• **EXERCISE INSTRUCTIONS**
Comb the records below for the string "size" and copy each line where it turns up.

** BEGIN RECORDS FOR THIS EXERCISE **

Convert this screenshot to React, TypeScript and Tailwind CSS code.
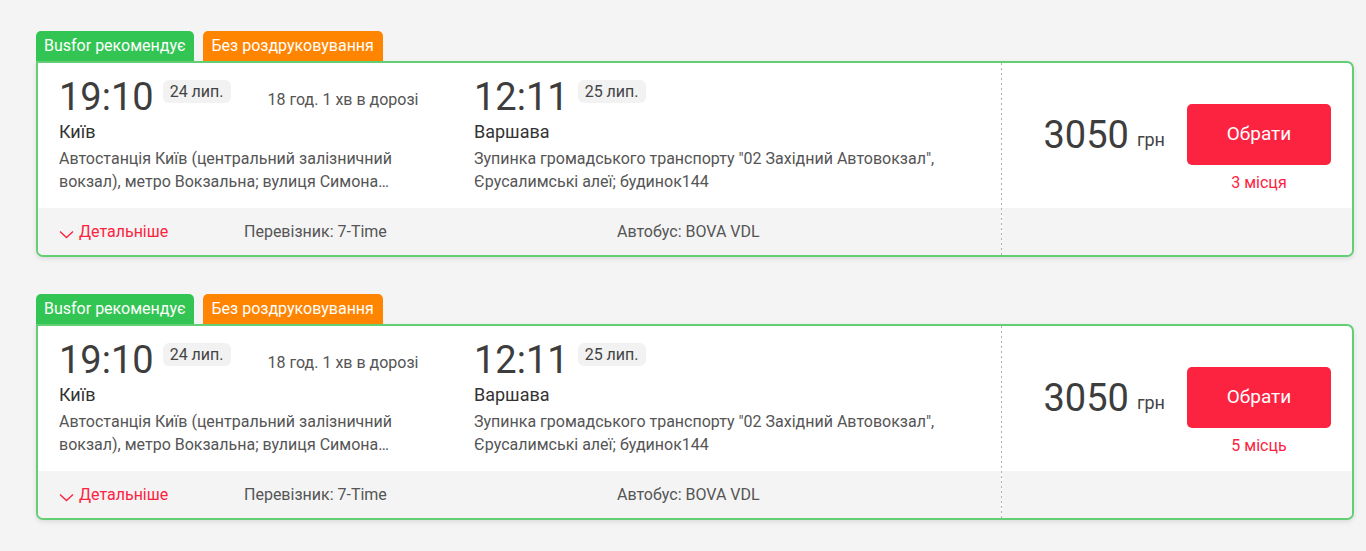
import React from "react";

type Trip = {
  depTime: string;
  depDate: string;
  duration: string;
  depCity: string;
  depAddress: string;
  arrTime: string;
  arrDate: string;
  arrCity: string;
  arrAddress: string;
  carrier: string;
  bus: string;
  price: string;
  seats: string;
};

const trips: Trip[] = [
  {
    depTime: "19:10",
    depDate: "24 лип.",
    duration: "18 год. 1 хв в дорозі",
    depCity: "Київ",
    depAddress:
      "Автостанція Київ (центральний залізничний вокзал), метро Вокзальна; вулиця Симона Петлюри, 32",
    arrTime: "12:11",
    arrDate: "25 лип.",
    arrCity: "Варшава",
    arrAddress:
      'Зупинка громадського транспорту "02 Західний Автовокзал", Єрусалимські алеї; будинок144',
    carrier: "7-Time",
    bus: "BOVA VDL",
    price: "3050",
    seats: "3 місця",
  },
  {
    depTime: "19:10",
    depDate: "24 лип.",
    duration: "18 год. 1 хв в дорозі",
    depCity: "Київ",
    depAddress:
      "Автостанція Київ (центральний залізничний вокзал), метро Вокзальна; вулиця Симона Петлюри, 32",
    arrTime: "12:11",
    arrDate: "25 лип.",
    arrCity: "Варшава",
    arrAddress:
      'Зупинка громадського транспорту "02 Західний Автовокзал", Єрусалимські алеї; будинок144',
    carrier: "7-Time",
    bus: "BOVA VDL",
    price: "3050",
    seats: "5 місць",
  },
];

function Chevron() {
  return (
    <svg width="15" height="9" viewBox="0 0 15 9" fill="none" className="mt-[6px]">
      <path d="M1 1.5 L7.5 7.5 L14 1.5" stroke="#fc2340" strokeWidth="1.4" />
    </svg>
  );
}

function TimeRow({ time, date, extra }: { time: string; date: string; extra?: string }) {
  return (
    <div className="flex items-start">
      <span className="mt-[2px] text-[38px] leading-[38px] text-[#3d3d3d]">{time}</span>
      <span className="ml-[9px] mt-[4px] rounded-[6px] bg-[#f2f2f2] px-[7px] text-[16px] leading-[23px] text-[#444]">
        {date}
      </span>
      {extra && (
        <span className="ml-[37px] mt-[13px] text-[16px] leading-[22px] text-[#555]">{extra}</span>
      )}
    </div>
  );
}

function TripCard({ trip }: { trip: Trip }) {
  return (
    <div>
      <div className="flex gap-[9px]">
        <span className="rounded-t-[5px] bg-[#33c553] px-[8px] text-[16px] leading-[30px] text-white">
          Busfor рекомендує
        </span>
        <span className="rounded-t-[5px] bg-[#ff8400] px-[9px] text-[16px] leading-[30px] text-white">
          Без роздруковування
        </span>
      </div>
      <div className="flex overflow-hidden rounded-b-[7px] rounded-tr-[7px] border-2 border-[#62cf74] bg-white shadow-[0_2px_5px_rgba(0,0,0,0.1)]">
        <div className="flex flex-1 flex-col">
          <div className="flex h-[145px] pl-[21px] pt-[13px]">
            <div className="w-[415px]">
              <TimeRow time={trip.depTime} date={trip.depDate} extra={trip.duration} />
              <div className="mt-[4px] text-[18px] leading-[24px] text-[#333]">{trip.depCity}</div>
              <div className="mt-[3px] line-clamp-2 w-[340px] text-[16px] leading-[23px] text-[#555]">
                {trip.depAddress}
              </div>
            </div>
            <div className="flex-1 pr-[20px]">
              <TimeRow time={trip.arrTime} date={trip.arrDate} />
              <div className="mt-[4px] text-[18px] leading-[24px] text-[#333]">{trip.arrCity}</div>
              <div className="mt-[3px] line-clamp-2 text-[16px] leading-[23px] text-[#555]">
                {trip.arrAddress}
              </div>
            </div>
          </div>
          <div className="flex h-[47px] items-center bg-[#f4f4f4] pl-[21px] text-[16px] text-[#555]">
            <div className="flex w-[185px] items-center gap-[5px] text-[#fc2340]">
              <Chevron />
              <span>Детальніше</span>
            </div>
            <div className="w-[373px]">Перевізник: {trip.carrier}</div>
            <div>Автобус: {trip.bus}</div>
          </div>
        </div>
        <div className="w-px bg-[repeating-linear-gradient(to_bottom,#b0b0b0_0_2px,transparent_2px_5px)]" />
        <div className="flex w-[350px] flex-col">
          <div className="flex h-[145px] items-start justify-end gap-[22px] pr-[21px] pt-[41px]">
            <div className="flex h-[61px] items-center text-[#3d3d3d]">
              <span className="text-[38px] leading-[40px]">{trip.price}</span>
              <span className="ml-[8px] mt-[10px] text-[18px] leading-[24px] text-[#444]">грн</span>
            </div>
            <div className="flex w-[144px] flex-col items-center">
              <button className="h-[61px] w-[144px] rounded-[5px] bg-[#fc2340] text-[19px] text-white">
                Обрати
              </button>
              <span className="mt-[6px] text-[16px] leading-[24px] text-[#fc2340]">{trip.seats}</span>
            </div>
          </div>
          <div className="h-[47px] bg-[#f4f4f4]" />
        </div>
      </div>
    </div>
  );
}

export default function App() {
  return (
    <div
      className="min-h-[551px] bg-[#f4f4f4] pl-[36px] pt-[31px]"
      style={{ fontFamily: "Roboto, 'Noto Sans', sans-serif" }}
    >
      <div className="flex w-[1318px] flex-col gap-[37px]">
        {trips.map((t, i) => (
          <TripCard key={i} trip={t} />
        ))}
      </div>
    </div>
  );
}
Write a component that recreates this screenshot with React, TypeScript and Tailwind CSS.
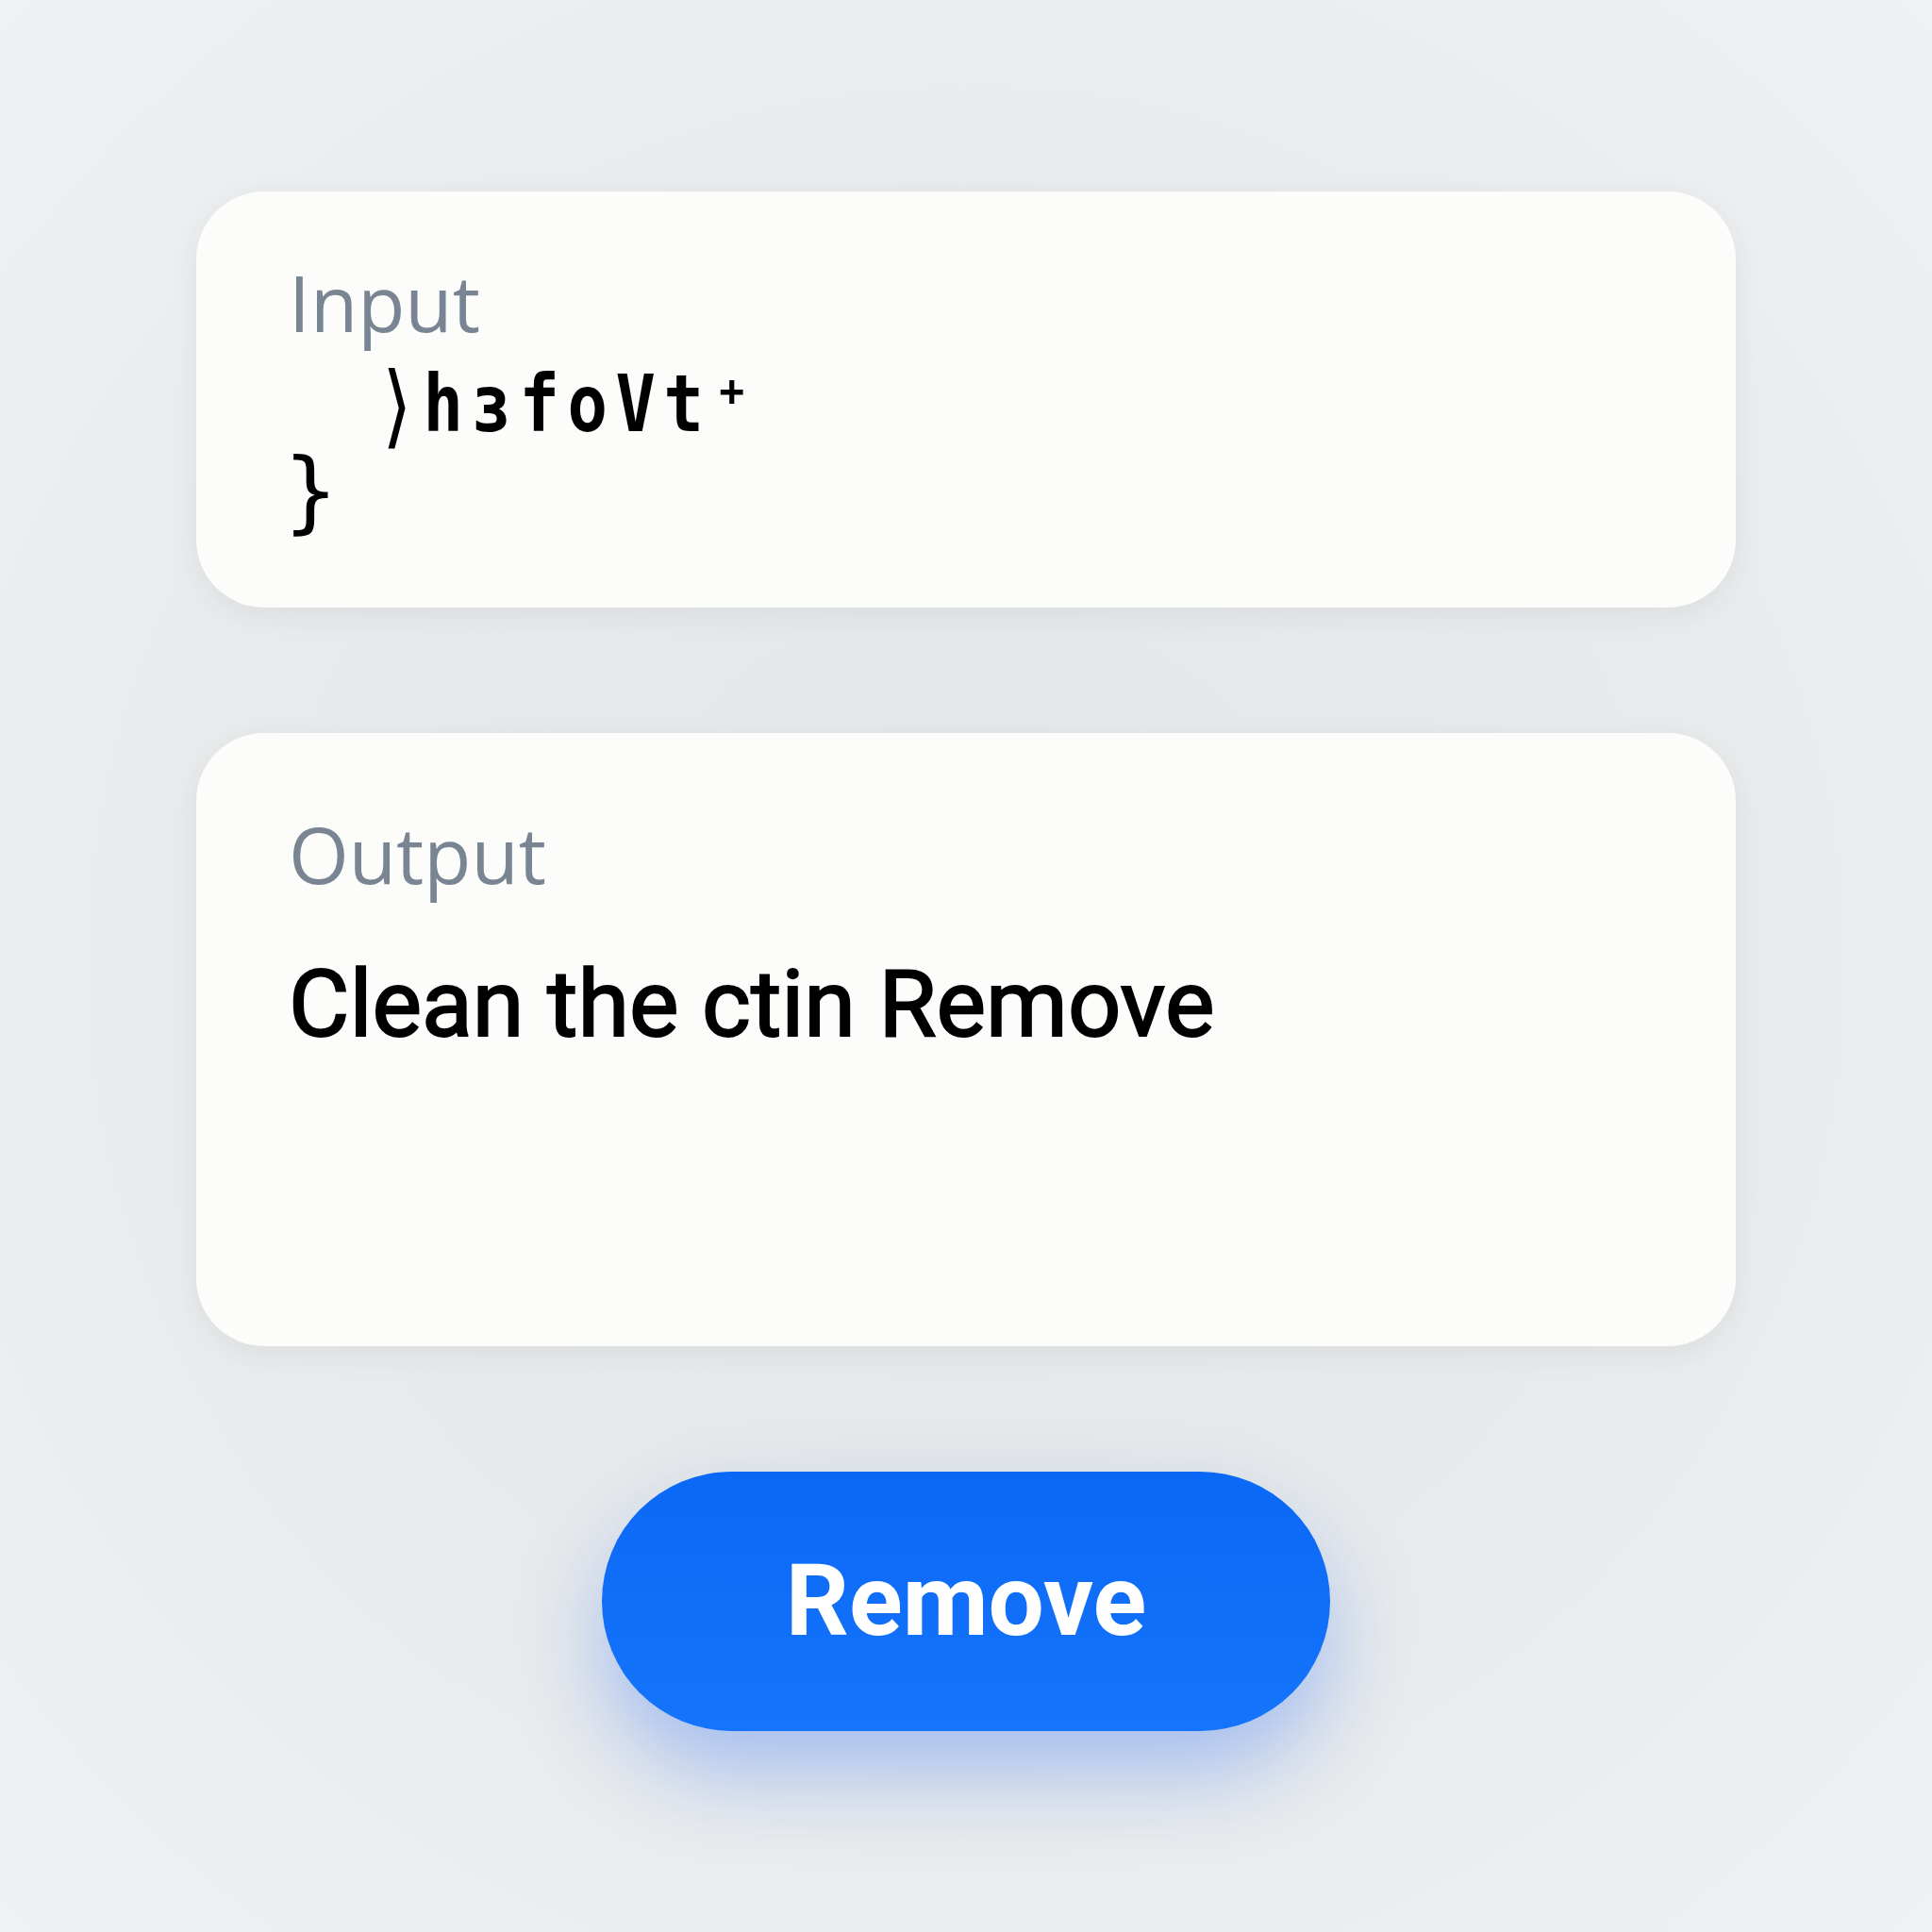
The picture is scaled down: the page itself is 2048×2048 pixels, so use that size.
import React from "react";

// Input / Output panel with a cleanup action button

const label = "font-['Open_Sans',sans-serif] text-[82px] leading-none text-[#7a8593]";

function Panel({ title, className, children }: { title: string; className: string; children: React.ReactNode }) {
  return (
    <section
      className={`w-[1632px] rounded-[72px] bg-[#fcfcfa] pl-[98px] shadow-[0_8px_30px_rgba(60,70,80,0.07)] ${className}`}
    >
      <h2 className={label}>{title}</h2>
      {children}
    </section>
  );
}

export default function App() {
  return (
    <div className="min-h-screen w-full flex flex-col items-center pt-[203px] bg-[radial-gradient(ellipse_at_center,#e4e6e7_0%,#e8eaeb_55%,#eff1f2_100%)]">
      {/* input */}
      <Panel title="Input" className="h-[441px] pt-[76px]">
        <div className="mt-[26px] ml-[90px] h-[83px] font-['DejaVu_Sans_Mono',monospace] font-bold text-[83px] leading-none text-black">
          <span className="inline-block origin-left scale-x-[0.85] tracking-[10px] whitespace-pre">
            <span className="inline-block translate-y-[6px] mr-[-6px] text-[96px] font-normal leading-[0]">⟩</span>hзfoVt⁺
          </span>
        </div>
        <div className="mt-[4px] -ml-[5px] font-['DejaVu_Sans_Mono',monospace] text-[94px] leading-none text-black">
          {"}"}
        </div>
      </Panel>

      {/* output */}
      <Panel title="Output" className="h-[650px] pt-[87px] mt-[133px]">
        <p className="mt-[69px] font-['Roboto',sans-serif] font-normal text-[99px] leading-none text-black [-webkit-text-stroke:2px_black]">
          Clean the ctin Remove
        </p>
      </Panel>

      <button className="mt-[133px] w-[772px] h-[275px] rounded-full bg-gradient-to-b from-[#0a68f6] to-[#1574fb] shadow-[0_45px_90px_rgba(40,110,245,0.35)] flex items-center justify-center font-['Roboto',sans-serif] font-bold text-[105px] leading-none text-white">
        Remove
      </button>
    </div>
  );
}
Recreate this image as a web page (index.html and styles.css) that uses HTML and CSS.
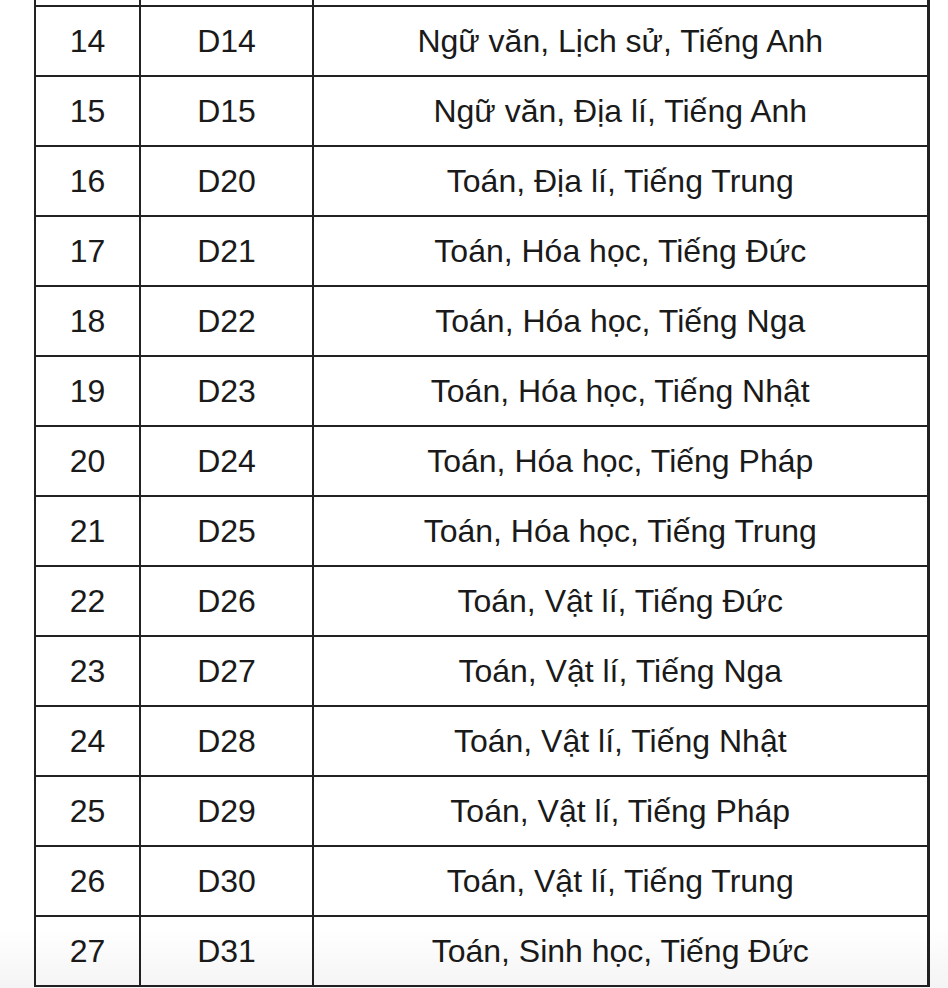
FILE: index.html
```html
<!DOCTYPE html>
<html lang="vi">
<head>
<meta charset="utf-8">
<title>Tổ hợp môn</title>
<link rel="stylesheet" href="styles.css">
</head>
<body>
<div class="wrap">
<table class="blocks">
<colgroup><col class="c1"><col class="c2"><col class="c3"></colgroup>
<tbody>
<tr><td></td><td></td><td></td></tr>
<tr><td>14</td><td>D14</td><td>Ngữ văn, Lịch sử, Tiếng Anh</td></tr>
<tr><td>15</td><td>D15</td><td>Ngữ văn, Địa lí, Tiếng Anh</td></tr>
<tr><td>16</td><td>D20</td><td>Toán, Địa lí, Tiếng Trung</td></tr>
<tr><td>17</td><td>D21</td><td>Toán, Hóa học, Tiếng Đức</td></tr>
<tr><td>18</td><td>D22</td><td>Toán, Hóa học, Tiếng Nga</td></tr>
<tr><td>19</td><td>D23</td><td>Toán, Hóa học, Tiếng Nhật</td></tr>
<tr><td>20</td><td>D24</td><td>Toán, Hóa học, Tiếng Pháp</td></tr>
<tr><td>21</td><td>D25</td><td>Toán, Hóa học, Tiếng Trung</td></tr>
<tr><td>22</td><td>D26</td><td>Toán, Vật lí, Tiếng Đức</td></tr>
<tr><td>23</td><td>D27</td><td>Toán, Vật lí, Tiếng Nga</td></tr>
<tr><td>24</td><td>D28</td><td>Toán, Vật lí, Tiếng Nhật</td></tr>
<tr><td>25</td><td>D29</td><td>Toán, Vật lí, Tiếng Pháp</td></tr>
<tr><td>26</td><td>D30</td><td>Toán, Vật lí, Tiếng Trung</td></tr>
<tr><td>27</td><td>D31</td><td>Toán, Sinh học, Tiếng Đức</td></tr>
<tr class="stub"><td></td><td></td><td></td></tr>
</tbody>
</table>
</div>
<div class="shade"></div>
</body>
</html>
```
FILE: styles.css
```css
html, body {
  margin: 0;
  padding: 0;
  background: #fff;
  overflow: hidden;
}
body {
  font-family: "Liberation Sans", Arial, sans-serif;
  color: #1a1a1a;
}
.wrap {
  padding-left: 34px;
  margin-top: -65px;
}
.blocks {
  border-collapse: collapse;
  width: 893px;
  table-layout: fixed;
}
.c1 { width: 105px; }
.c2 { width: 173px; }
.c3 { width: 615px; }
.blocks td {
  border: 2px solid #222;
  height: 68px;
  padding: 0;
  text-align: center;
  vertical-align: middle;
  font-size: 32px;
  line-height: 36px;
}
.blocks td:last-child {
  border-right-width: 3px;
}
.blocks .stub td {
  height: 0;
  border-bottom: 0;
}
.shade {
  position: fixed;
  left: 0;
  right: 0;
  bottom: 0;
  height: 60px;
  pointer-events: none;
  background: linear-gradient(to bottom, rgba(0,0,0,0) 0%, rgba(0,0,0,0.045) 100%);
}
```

** END RECORDS FOR THIS EXERCISE **

• **SOLUTION TO THE PROBLEM**
The picture is scaled down: the page itself is 2048×2048 pixels, so use that size.
  font-size: 32px;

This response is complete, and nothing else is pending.